Challenge:
Among the lines below, count those with "React". Give the total alone.

Raw data:
⁂

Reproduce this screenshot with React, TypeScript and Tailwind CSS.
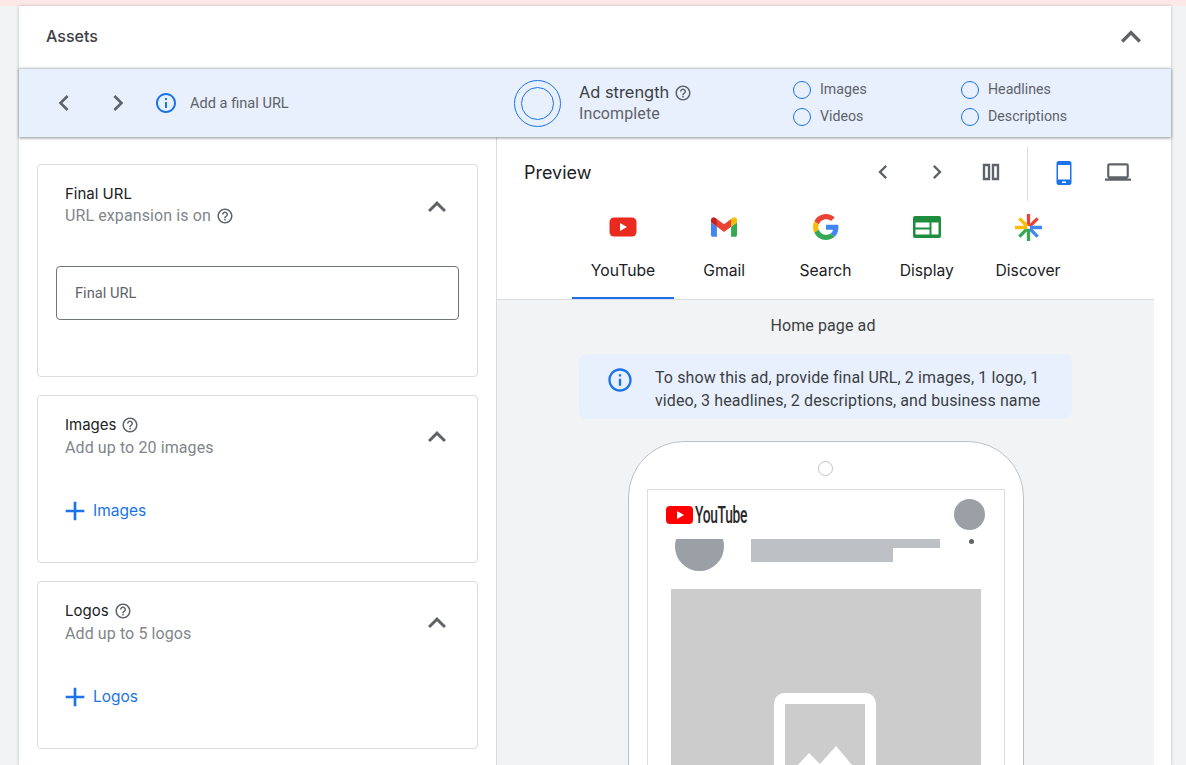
const HEADING = "font-['Inter','Noto_Sans',sans-serif]";

const Icon = ({ d, size, className }: { d: string; size: number; className?: string }) => (
  <svg width={size} height={size} viewBox="0 0 24 24" fill="currentColor" className={className}>
    <path d={d} />
  </svg>
);

const CHEVRON_UP = "M12 8l-6 6 1.41 1.41L12 10.83l4.59 4.58L18 14z";
const CHEVRON_LEFT = "M15.41 7.41L14 6l-6 6 6 6 1.41-1.41L10.83 12z";
const CHEVRON_RIGHT = "M10 6L8.59 7.41 13.17 12l-4.58 4.59L10 18l6-6z";
const INFO =
  "M11 7h2v2h-2zm0 4h2v6h-2zm1-9C6.48 2 2 6.48 2 12s4.48 10 10 10 10-4.48 10-10S17.52 2 12 2zm0 18c-4.41 0-8-3.59-8-8s3.59-8 8-8 8 3.59 8 8-3.59 8-8 8z";
const HELP =
  "M11 18h2v-2h-2v2zm1-16C6.48 2 2 6.48 2 12s4.48 10 10 10 10-4.48 10-10S17.52 2 12 2zm0 18c-4.41 0-8-3.59-8-8s3.59-8 8-8 8 3.59 8 8-3.59 8-8 8zm0-14c-2.21 0-4 1.79-4 4h2c0-1.1.9-2 2-2s2 .9 2 2c0 2-3 1.75-3 5h2c0-2.25 3-2.5 3-5 0-2.21-1.79-4-4-4z";
const PLUS = "M19 13h-6v6h-2v-6H5v-2h6V5h2v6h6v2z";
const LAPTOP =
  "M20 18c1.1 0 1.99-.9 1.99-2L22 6c0-1.1-.9-2-2-2H4c-1.1 0-2 .9-2 2v10c0 1.1.9 2 2 2H0v2h24v-2h-4zM4 6h16v10H4V6z";

const Legend = ({ label }: { label: string }) => (
  <div className="flex items-center gap-[9px] h-[18px]">
    <span className="w-[18px] h-[18px] rounded-full border border-[#1a73e8]" />
    <span className="text-[14.2px] text-[#5f6368]">{label}</span>
  </div>
);

const SectionCard = ({
  title,
  help,
  sub,
  height,
  children,
}: {
  title: string;
  help?: boolean;
  sub: React.ReactNode;
  height: string;
  children: React.ReactNode;
}) => (
  <div className={`border border-[#dadce0] rounded-[4px] bg-white ${height}`}>
    <div className="flex justify-between pl-[27px] pr-[22px] pt-[18px]">
      <div>
        <div
          className={`flex items-center gap-[5px] ${help ? "h-[22px]" : "h-[23px]"} text-[15px] text-[#202124] ${HEADING}`}
        >
          {title}
          {help && <Icon d={HELP} size={18} className="text-[#5f6368]" />}
        </div>
        <div
          className={`${help ? "mt-[1px]" : "-mt-[1px]"} text-[16px] tracking-[0.1px] leading-[22px] text-[#80868b] flex items-center gap-[5px]`}
        >
          {sub}
        </div>
      </div>
      <Icon d={CHEVRON_UP} size={36} className={`text-[#5f6368] ${help ? "mt-[5px]" : "mt-[6px]"}`} />
    </div>
    {children}
  </div>
);

const AddLink = ({ label }: { label: string }) => (
  <div className="flex items-center pl-[21px] mt-[36px] text-[#1a73e8]">
    <Icon d={PLUS} size={32} />
    <span className={`ml-[2px] text-[15.5px] ${HEADING}`}>{label}</span>
  </div>
);

const YoutubeIcon = () => (
  <svg width="28" height="20" viewBox="0 0 28 20">
    <rect x="0.5" y="0.5" width="27" height="19" rx="4.5" fill="#ea2a1f" />
    <path d="M11 6l7 4-7 4z" fill="#fff" />
  </svg>
);

const GmailIcon = () => (
  <svg width="26" height="20" viewBox="52 42 88 66">
    <path fill="#4285f4" d="M58 108h14V74L52 59v43c0 3.32 2.69 6 6 6" />
    <path fill="#34a853" d="M120 108h14c3.32 0 6-2.69 6-6V59l-20 15" />
    <path fill="#fbbc04" d="M120 48v26l20-15v-8c0-7.42-8.47-11.65-14.4-7.2" />
    <path fill="#ea4335" d="M72 74V48l24 18 24-18v26L96 92" />
    <path fill="#c5221f" d="M52 51v8l20 15V48l-5.6-4.2c-5.94-4.45-14.4-.22-14.4 7.2" />
  </svg>
);

const GoogleIcon = () => (
  <svg width="26" height="26" viewBox="0 0 48 48">
    <path fill="#EA4335" d="M24 9.5c3.54 0 6.71 1.22 9.21 3.6l6.85-6.85C35.9 2.38 30.47 0 24 0 14.62 0 6.51 5.38 2.56 13.22l7.98 6.19C12.43 13.72 17.74 9.5 24 9.5z" />
    <path fill="#4285F4" d="M46.98 24.55c0-1.57-.15-3.09-.38-4.55H24v9.02h12.94c-.58 2.96-2.26 5.48-4.78 7.18l7.73 6c4.51-4.18 7.09-10.36 7.09-17.65z" />
    <path fill="#FBBC05" d="M10.53 28.59c-.48-1.45-.76-2.99-.76-4.59s.27-3.14.76-4.59l-7.98-6.19C.92 16.46 0 20.12 0 24c0 3.88.92 7.54 2.56 10.78l7.97-6.19z" />
    <path fill="#34A853" d="M24 48c6.48 0 11.93-2.13 15.89-5.81l-7.73-6c-2.15 1.45-4.92 2.3-8.16 2.3-6.26 0-11.57-4.22-13.47-9.91l-7.98 6.19C6.51 42.62 14.62 48 24 48z" />
  </svg>
);

const DisplayIcon = () => (
  <svg width="28" height="22" viewBox="0 0 28 22">
    <rect width="28" height="22" rx="2" fill="#1e8e3e" />
    <path d="M2.5 6.5h14v5h-14zM2.5 13.5h14v5h-14zM18.5 6.5h7v12h-7z" fill="#fff" />
  </svg>
);

const DiscoverIcon = () => (
  <svg width="27" height="27" viewBox="-14 -14 28 28" strokeWidth="3.4">
    <path d="M0-1.5V-14M1.2-1.2L9.5-9.5" stroke="#ea4335" />
    <path d="M1.5 0H14M1.2 1.2L9.5 9.5" stroke="#4285f4" />
    <path d="M0 1.5V14M-1.2 1.2L-9.5 9.5" stroke="#34a853" />
    <path d="M-1.5 0H-14M-1.2-1.2L-9.5-9.5" stroke="#fbbc04" />
  </svg>
);

const tabs = [
  { label: "YouTube", icon: <YoutubeIcon /> },
  { label: "Gmail", icon: <GmailIcon /> },
  { label: "Search", icon: <GoogleIcon /> },
  { label: "Display", icon: <DisplayIcon /> },
  { label: "Discover", icon: <DiscoverIcon /> },
];

const Phone = () => (
  <div className="w-[396px] ml-[131px] mt-[22px] h-[500px] bg-white border border-[#bdc1c6] rounded-t-[56px] px-[18px] pt-[19px]">
    <div className="w-[15px] h-[15px] mx-auto -translate-x-[1px] rounded-full border border-[#bdc1c6]" />
    <div className="mt-[13px] border border-[#dadce0] h-[460px]">
      <div className="flex justify-between pl-[18px] pr-[19px] pt-[9px]">
        <div className="flex items-center h-[18px] mt-[7px]">
          <svg width="27" height="18" viewBox="0 0 27 18">
            <rect width="27" height="18" rx="4" fill="#ff0000" />
            <path d="M11 5l7 4-7 4z" fill="#fff" />
          </svg>
          <span className="ml-[2px] w-[52px] translate-y-[1px] text-[23px] leading-[18px] font-medium tracking-[-0.5px] text-[#282828] origin-left scale-x-[0.6] whitespace-nowrap font-['Roboto',sans-serif]">
            YouTube
          </span>
        </div>
        <div className="w-[31px] h-[31px] rounded-full bg-[#9aa0a6]" />
      </div>
      <div className="flex pl-[27px] mt-[9px] h-[32px]">
        <div className="w-[49px] h-[32px] overflow-hidden flex items-end">
          <div className="w-[49px] h-[49px] shrink-0 rounded-full bg-[#9aa0a6]" />
        </div>
        <div className="ml-[27px] w-[189px]">
          <div className="h-[9px] bg-[#bdc1c6]" />
          <div className="h-[14px] w-[142px] bg-[#bdc1c6]" />
        </div>
        <div className="w-[5px] h-[5px] rounded-full bg-[#5f6368] ml-[29px]" />
      </div>
      <div className="mx-[23px] mt-[18px] h-[300px] bg-[#cccccc] flex justify-center pt-[104px] pr-[2px]">
        <svg width="102" height="110" viewBox="0 0 102 110" className="shrink-0">
          <rect x="5.5" y="5.5" width="91" height="120" rx="5" fill="none" stroke="#fff" strokeWidth="11" />
          <path d="M24 72l11-12 11 11 16-18 16 19v10H24z" fill="#fff" />
        </svg>
      </div>
    </div>
  </div>
);

export default function App() {
  return (
    <div className="h-[765px] overflow-hidden bg-[#f1f3f4] text-[#202124] font-['Roboto',sans-serif]">
      <div className="h-[6px] bg-[#fce8e6]" />
      <div className="ml-[19px] w-[1152px] h-[759px] bg-white shadow-[0_0_3px_rgba(60,64,67,0.3)]">
        <div className={`h-[62px] flex items-center justify-between pl-[27px] pr-[20px] text-[16px] font-medium text-[#3c4043] ${HEADING}`}>
          <span className="-mt-[3px]">Assets</span>
          <Icon d={CHEVRON_UP} size={40} className="text-[#5f6368]" />
        </div>
        <div className="relative z-10 h-[69px] flex items-center bg-[#e8f0fe] border-t border-[#cdd0d4] shadow-[0_1px_3px_rgba(60,64,67,0.6)]">
          <div className="w-[495px] flex items-center pl-[29px] text-[#5f6368]">
            <Icon d={CHEVRON_LEFT} size={32} />
            <Icon d={CHEVRON_RIGHT} size={32} className="ml-[22px]" />
            <Icon d={INFO} size={24} className="ml-[20px] text-[#1a73e8]" />
            <span className="ml-[12px] mt-[2px] text-[14.6px]">Add a final URL</span>
          </div>
          <div className="w-[47px] h-[47px] rounded-full border border-[#1a73e8] flex items-center justify-center">
            <div className="w-[33px] h-[33px] rounded-full border border-[#1a73e8]" />
          </div>
          <div className="ml-[18px] w-[214px]">
            <div className={`flex items-center gap-[5px] text-[16.4px] h-[23px] text-[#3c4043] ${HEADING}`}>
              Ad strength
              <Icon d={HELP} size={18} className="text-[#5f6368]" />
            </div>
            <div className="-mt-[1px] text-[16px] leading-[22px] tracking-[0.1px] text-[#5f6368]">Incomplete</div>
          </div>
          <div className="w-[168px] flex flex-col gap-[9px]">
            <Legend label="Images" />
            <Legend label="Videos" />
          </div>
          <div className="flex flex-col gap-[9px]">
            <Legend label="Headlines" />
            <Legend label="Descriptions" />
          </div>
        </div>
        <div className="flex">
          <div className="w-[478px] shrink-0 border-r border-[#dadce0] pl-[18px] pr-[18px] pt-[27px] flex flex-col gap-[18px]">
            <SectionCard
              title="Final URL"
              height="h-[213px]"
              sub={
                <>
                  URL expansion is on
                  <Icon d={HELP} size={18} className="text-[#5f6368]" />
                </>
              }
            >
              <div className="mx-[18px] mt-[39px] h-[54px] border border-[#70757a] rounded-[4px] flex items-center pl-[18px] text-[14.7px] text-[#5f6368]">
                Final URL
              </div>
            </SectionCard>
            <SectionCard title="Images" help height="h-[168px]" sub="Add up to 20 images">
              <AddLink label="Images" />
            </SectionCard>
            <SectionCard title="Logos" help height="h-[168px]" sub="Add up to 5 logos">
              <AddLink label="Logos" />
            </SectionCard>
          </div>
          <div className="w-[657px] shrink-0">
            <div className="h-[163px] border-b border-[#dadce0] bg-white">
              <div className="flex items-center pl-[27px] h-[64px]">
                <span className={`w-[345px] text-[18px] mt-[6px] ${HEADING}`}>Preview</span>
                <Icon d={CHEVRON_LEFT} size={28} className="text-[#5f6368] mt-[6px]" />
                <Icon d={CHEVRON_RIGHT} size={28} className="ml-[26px] text-[#5f6368] mt-[6px]" />
                <svg width="24" height="24" viewBox="0 0 24 24" fill="none" stroke="#5f6368" strokeWidth="2.4" className="ml-[28px] mt-[6px]">
                  <path d="M5 5h5v14H5zM14 5h5v14h-5z" />
                </svg>
                <div className="w-px h-[54px] bg-[#dadce0] ml-[24px] mt-[9px]" />
                <svg width="24" height="26" viewBox="0 0 24 26" className="ml-[24px] mt-[8px]">
                  <path
                    fillRule="evenodd"
                    d="M7 1h10a2.5 2.5 0 0 1 2.5 2.5v19A2.5 2.5 0 0 1 17 25H7a2.5 2.5 0 0 1-2.5-2.5v-19A2.5 2.5 0 0 1 7 1zM6 5v14.5h12V5zM10 21.5v1.5h4v-1.5z"
                    fill="#1a73e8"
                  />
                </svg>
                <Icon d={LAPTOP} size={26} className="ml-[29px] text-[#5f6368] mt-[6px]" />
              </div>
              <div className="flex justify-center">
                {tabs.map((tab, i) => (
                  <div
                    key={tab.label}
                    className={`w-[101.25px] h-[98px] flex flex-col items-center border-b-2 ${
                      i === 0 ? "border-[#1a73e8]" : "border-transparent"
                    }`}
                  >
                    <div className="h-[28px] flex items-center justify-center mt-[12px]">{tab.icon}</div>
                    <div className={`mt-[18px] text-[15.7px] whitespace-nowrap text-[#202124] ${HEADING}`}>{tab.label}</div>
                  </div>
                ))}
              </div>
            </div>
            <div className="bg-[#f1f3f4] h-[470px] pt-[14px]">
              <div className="text-center pr-[5px] text-[16px] tracking-[0.1px] leading-[24px] text-[#3c4043]">Home page ad</div>
              <div className="mx-[82px] mt-[16px] w-[493px] h-[65px] rounded-[8px] bg-[#e8f0fe] flex items-center pl-[27px]">
                <Icon d={INFO} size={28} className="text-[#1a73e8] shrink-0 mb-[14px]" />
                <div className="ml-[21px] mt-[5px] text-[16px] tracking-[0.1px] leading-[23px] text-[#3c4043] whitespace-nowrap">
                  To show this ad, provide final URL, 2 images, 1 logo, 1
                  <br />
                  video, 3 headlines, 2 descriptions, and business name
                </div>
              </div>
              <Phone />
            </div>
          </div>
        </div>
      </div>
    </div>
  );
}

⁂

Answer to this problem:
3